▶ _Description of the task_
Omit all images, then return the remaining material exactly as it stands.

▶ _Dataset extract_

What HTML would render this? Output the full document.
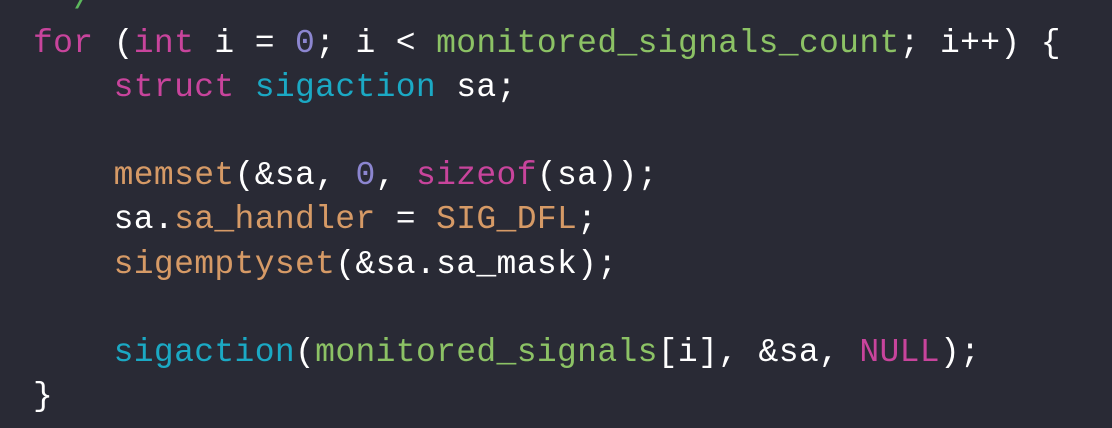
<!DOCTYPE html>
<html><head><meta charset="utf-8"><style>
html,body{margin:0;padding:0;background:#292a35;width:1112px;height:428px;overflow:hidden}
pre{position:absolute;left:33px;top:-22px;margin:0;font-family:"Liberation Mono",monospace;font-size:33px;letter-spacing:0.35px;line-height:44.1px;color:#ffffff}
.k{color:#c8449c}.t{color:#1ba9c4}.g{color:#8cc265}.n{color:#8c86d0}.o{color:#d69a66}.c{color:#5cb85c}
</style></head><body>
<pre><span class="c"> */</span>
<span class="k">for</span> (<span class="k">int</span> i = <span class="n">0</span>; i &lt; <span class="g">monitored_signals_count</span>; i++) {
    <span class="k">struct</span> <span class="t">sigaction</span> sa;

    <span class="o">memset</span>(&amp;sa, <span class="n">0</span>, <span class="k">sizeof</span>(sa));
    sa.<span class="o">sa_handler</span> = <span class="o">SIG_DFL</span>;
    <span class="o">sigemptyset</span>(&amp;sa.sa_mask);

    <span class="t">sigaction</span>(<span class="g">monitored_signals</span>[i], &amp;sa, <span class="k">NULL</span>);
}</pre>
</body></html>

▶ _Final result_
What HTML would render this? Output the full document.
<!DOCTYPE html>
<html><head><meta charset="utf-8"><style>
html,body{margin:0;padding:0;background:#292a35;width:1112px;height:428px;overflow:hidden}
pre{position:absolute;left:33px;top:-22px;margin:0;font-family:"Liberation Mono",monospace;font-size:33px;letter-spacing:0.35px;line-height:44.1px;color:#ffffff}
.k{color:#c8449c}.t{color:#1ba9c4}.g{color:#8cc265}.n{color:#8c86d0}.o{color:#d69a66}.c{color:#5cb85c}
</style></head><body>
<pre><span class="c"> */</span>
<span class="k">for</span> (<span class="k">int</span> i = <span class="n">0</span>; i &lt; <span class="g">monitored_signals_count</span>; i++) {
    <span class="k">struct</span> <span class="t">sigaction</span> sa;

    <span class="o">memset</span>(&amp;sa, <span class="n">0</span>, <span class="k">sizeof</span>(sa));
    sa.<span class="o">sa_handler</span> = <span class="o">SIG_DFL</span>;
    <span class="o">sigemptyset</span>(&amp;sa.sa_mask);

    <span class="t">sigaction</span>(<span class="g">monitored_signals</span>[i], &amp;sa, <span class="k">NULL</span>);
}</pre>
</body></html>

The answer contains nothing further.